─── Supplied information
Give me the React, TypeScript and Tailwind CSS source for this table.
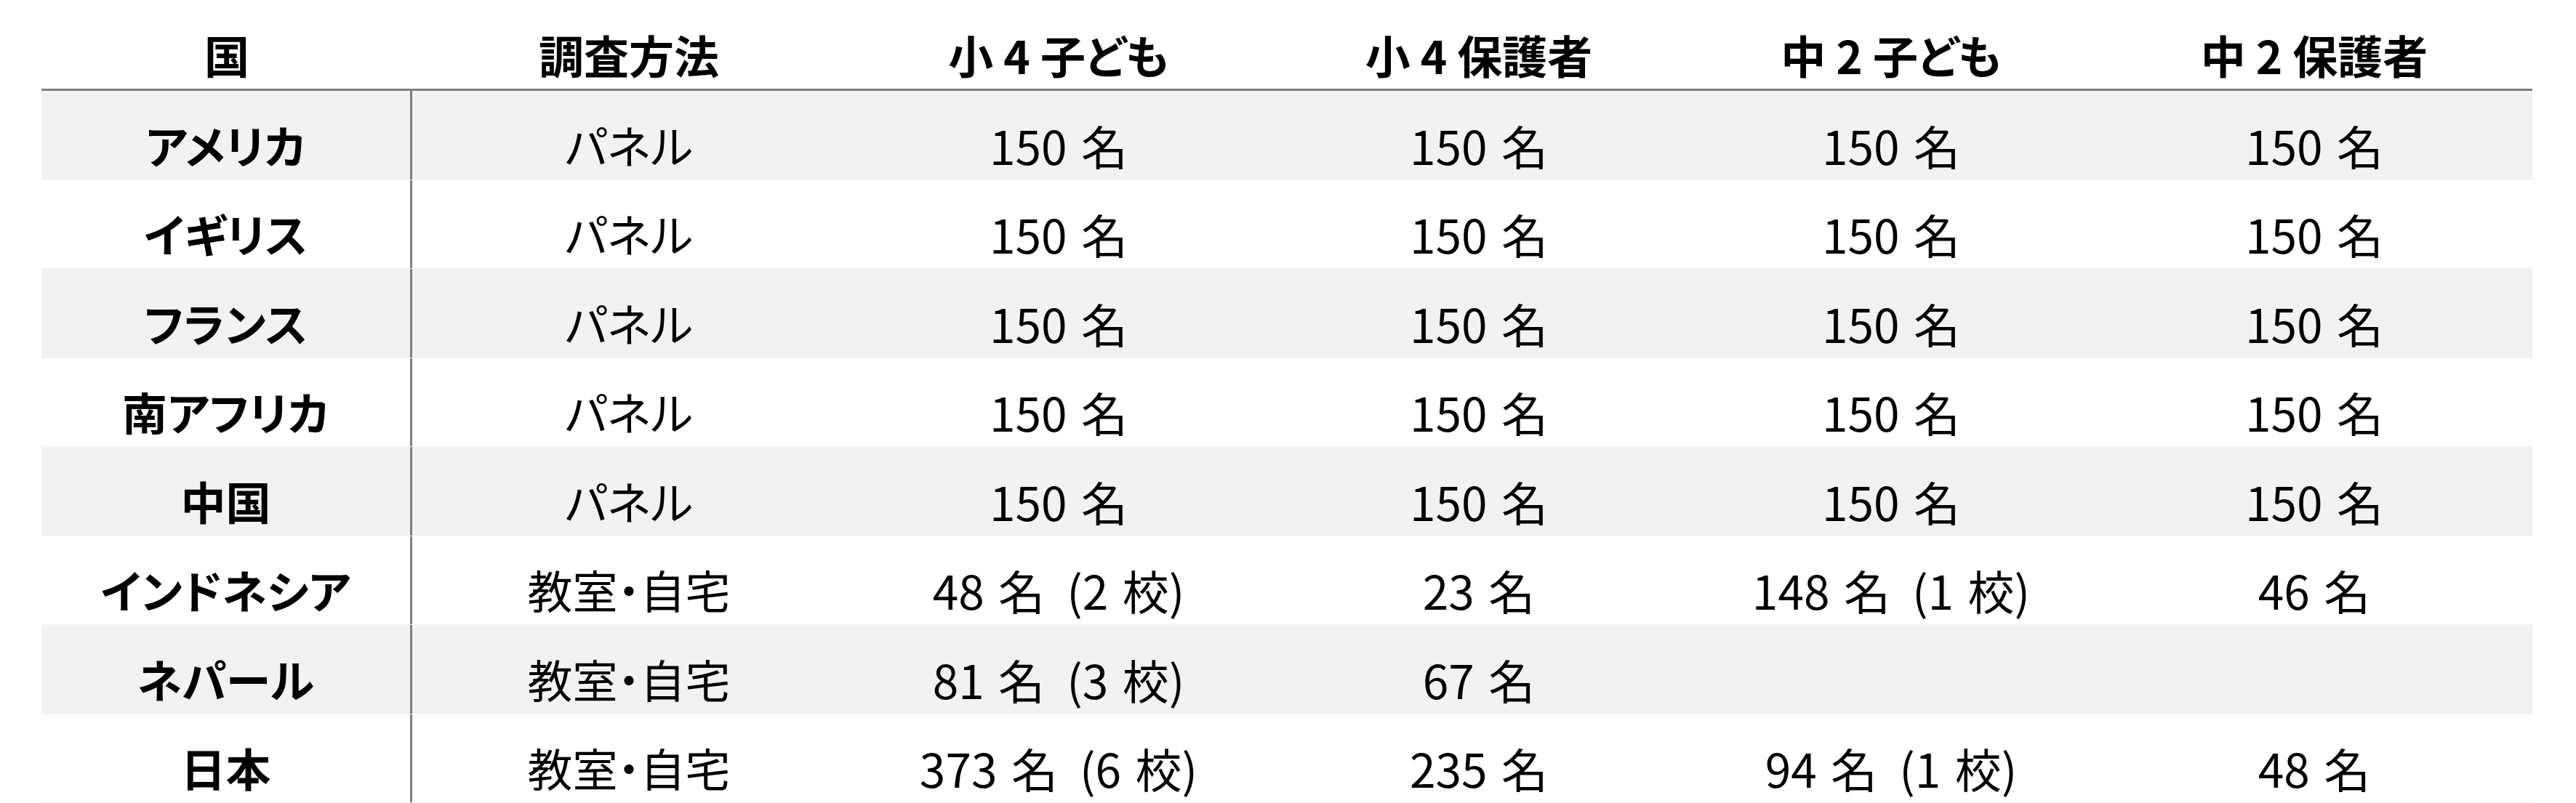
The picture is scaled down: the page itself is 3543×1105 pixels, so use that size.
import React from "react";

const headers = ["国", "調査方法", "小 4 子ども", "小 4 保護者", "中 2 子ども", "中 2 保護者"];

const rows: string[][] = [
  ["アメリカ", "パネル", "150 名", "150 名", "150 名", "150 名"],
  ["イギリス", "パネル", "150 名", "150 名", "150 名", "150 名"],
  ["フランス", "パネル", "150 名", "150 名", "150 名", "150 名"],
  ["南アフリカ", "パネル", "150 名", "150 名", "150 名", "150 名"],
  ["中国", "パネル", "150 名", "150 名", "150 名", "150 名"],
  ["インドネシア", "教室・自宅", "48 名 (2 校)", "23 名", "148 名 (1 校)", "46 名"],
  ["ネパール", "教室・自宅", "81 名 (3 校)", "67 名", "", ""],
  ["日本", "教室・自宅", "373 名 (6 校)", "235 名", "94 名 (1 校)", "48 名"],
];

const font = {
  fontFamily: '"Noto Sans CJK JP", "Noto Sans", sans-serif',
  fontFeatureSettings: '"palt"',
} as React.CSSProperties;

function Cell({ text }: { text: string }) {
  const idx = text.indexOf(" (");
  if (idx < 0) return <>{text}</>;
  return (
    <>
      <span>{text.slice(0, idx)}</span>
      <span className="ml-[30px]">{text.slice(idx + 1)}</span>
    </>
  );
}

export default function App() {
  return (
    <div className="w-[3543px] h-[1105px] bg-white overflow-hidden pl-[57px] text-black" style={font}>
      <div className="w-[3426px]">
        <div className="grid grid-cols-[510px_596px_586px_570px_564px_600px] h-[125px] border-b-[3px] border-[#7f7f7f]">
          {headers.map((h, i) => (
            <div key={i} className="flex items-center justify-center pt-[28px] text-[62px] font-bold leading-none">
              {h}
            </div>
          ))}
        </div>
        {rows.map((r, ri) => (
          <div
            key={ri}
            className={
              "grid grid-cols-[510px_596px_586px_570px_564px_600px] h-[122.5px] border-b border-[#f6f6f6] " +
              (ri % 2 === 0 ? "bg-[#f2f2f2]" : "bg-white")
            }
          >
            {r.map((c, ci) => (
              <div
                key={ci}
                className={
                  "flex items-center justify-center pt-[26px] leading-none whitespace-pre " +
                  (ci === 0
                    ? "text-[62px] font-bold border-r-[3px] border-[#7f7f7f]"
                    : ci === 1
                    ? "text-[62px] font-normal"
                    : "text-[64px] font-normal [word-spacing:0.08em]")
                }
              >
                {ci >= 2 ? <Cell text={c} /> : c}
              </div>
            ))}
          </div>
        ))}
      </div>
    </div>
  );
}
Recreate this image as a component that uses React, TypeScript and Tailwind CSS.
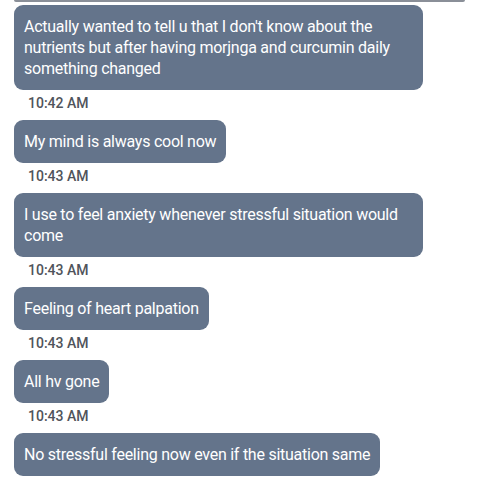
import React from 'react';

type Msg = { text: string; time?: string };

const messages: Msg[] = [
  {
    text: "Actually wanted to tell u that I don't know about the nutrients but after having morjnga and curcumin daily something changed",
    time: '10:42 AM',
  },
  { text: 'My mind is always cool now', time: '10:43 AM' },
  { text: 'I use to feel anxiety whenever stressful situation would come', time: '10:43 AM' },
  { text: 'Feeling of heart palpation', time: '10:43 AM' },
  { text: 'All hv gone', time: '10:43 AM' },
  { text: 'No stressful feeling now even if the situation same' },
];

const App: React.FC = () => {
  return (
    <div className="w-[480px] h-[480px] bg-white overflow-hidden font-['Roboto',sans-serif]">
      {/* edge of the previous bubble */}
      <div className="ml-[14px] w-[451px] h-[2px] bg-[#8a8f98] rounded-b" />

      <div className="pl-[14px] pt-[3px] flex flex-col items-start">
        {messages.map((m, i) => (
          <React.Fragment key={i}>
            <div className="max-w-[409px] bg-[#64748b] text-white text-[16px] leading-[21px] tracking-[-0.25px] px-[10px] py-[11px] rounded-[9px]">
              {m.text}
            </div>
            {m.time && (
              <div className="h-[30px] pl-[14px] pt-[5px] text-[14px] leading-[16px] font-medium text-[#50545b]">
                {m.time}
              </div>
            )}
          </React.Fragment>
        ))}
      </div>
    </div>
  );
};

export default App;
──────
◆ Problem
In the copy, include no pictures; restate the listing above exactly.

◆ Output of the task
Give me the React, TypeScript and Tailwind CSS source for this table.
The picture is scaled down: the page itself is 3543×1105 pixels, so use that size.
import React from "react";

const headers = ["国", "調査方法", "小 4 子ども", "小 4 保護者", "中 2 子ども", "中 2 保護者"];

const rows: string[][] = [
  ["アメリカ", "パネル", "150 名", "150 名", "150 名", "150 名"],
  ["イギリス", "パネル", "150 名", "150 名", "150 名", "150 名"],
  ["フランス", "パネル", "150 名", "150 名", "150 名", "150 名"],
  ["南アフリカ", "パネル", "150 名", "150 名", "150 名", "150 名"],
  ["中国", "パネル", "150 名", "150 名", "150 名", "150 名"],
  ["インドネシア", "教室・自宅", "48 名 (2 校)", "23 名", "148 名 (1 校)", "46 名"],
  ["ネパール", "教室・自宅", "81 名 (3 校)", "67 名", "", ""],
  ["日本", "教室・自宅", "373 名 (6 校)", "235 名", "94 名 (1 校)", "48 名"],
];

const font = {
  fontFamily: '"Noto Sans CJK JP", "Noto Sans", sans-serif',
  fontFeatureSettings: '"palt"',
} as React.CSSProperties;

function Cell({ text }: { text: string }) {
  const idx = text.indexOf(" (");
  if (idx < 0) return <>{text}</>;
  return (
    <>
      <span>{text.slice(0, idx)}</span>
      <span className="ml-[30px]">{text.slice(idx + 1)}</span>
    </>
  );
}

export default function App() {
  return (
    <div className="w-[3543px] h-[1105px] bg-white overflow-hidden pl-[57px] text-black" style={font}>
      <div className="w-[3426px]">
        <div className="grid grid-cols-[510px_596px_586px_570px_564px_600px] h-[125px] border-b-[3px] border-[#7f7f7f]">
          {headers.map((h, i) => (
            <div key={i} className="flex items-center justify-center pt-[28px] text-[62px] font-bold leading-none">
              {h}
            </div>
          ))}
        </div>
        {rows.map((r, ri) => (
          <div
            key={ri}
            className={
              "grid grid-cols-[510px_596px_586px_570px_564px_600px] h-[122.5px] border-b border-[#f6f6f6] " +
              (ri % 2 === 0 ? "bg-[#f2f2f2]" : "bg-white")
            }
          >
            {r.map((c, ci) => (
              <div
                key={ci}
                className={
                  "flex items-center justify-center pt-[26px] leading-none whitespace-pre " +
                  (ci === 0
                    ? "text-[62px] font-bold border-r-[3px] border-[#7f7f7f]"
                    : ci === 1
                    ? "text-[62px] font-normal"
                    : "text-[64px] font-normal [word-spacing:0.08em]")
                }
              >
                {ci >= 2 ? <Cell text={c} /> : c}
              </div>
            ))}
          </div>
        ))}
      </div>
    </div>
  );
}
Recreate this image as a component that uses React, TypeScript and Tailwind CSS.
import React from 'react';

type Msg = { text: string; time?: string };

const messages: Msg[] = [
  {
    text: "Actually wanted to tell u that I don't know about the nutrients but after having morjnga and curcumin daily something changed",
    time: '10:42 AM',
  },
  { text: 'My mind is always cool now', time: '10:43 AM' },
  { text: 'I use to feel anxiety whenever stressful situation would come', time: '10:43 AM' },
  { text: 'Feeling of heart palpation', time: '10:43 AM' },
  { text: 'All hv gone', time: '10:43 AM' },
  { text: 'No stressful feeling now even if the situation same' },
];

const App: React.FC = () => {
  return (
    <div className="w-[480px] h-[480px] bg-white overflow-hidden font-['Roboto',sans-serif]">
      {/* edge of the previous bubble */}
      <div className="ml-[14px] w-[451px] h-[2px] bg-[#8a8f98] rounded-b" />

      <div className="pl-[14px] pt-[3px] flex flex-col items-start">
        {messages.map((m, i) => (
          <React.Fragment key={i}>
            <div className="max-w-[409px] bg-[#64748b] text-white text-[16px] leading-[21px] tracking-[-0.25px] px-[10px] py-[11px] rounded-[9px]">
              {m.text}
            </div>
            {m.time && (
              <div className="h-[30px] pl-[14px] pt-[5px] text-[14px] leading-[16px] font-medium text-[#50545b]">
                {m.time}
              </div>
            )}
          </React.Fragment>
        ))}
      </div>
    </div>
  );
};

export default App;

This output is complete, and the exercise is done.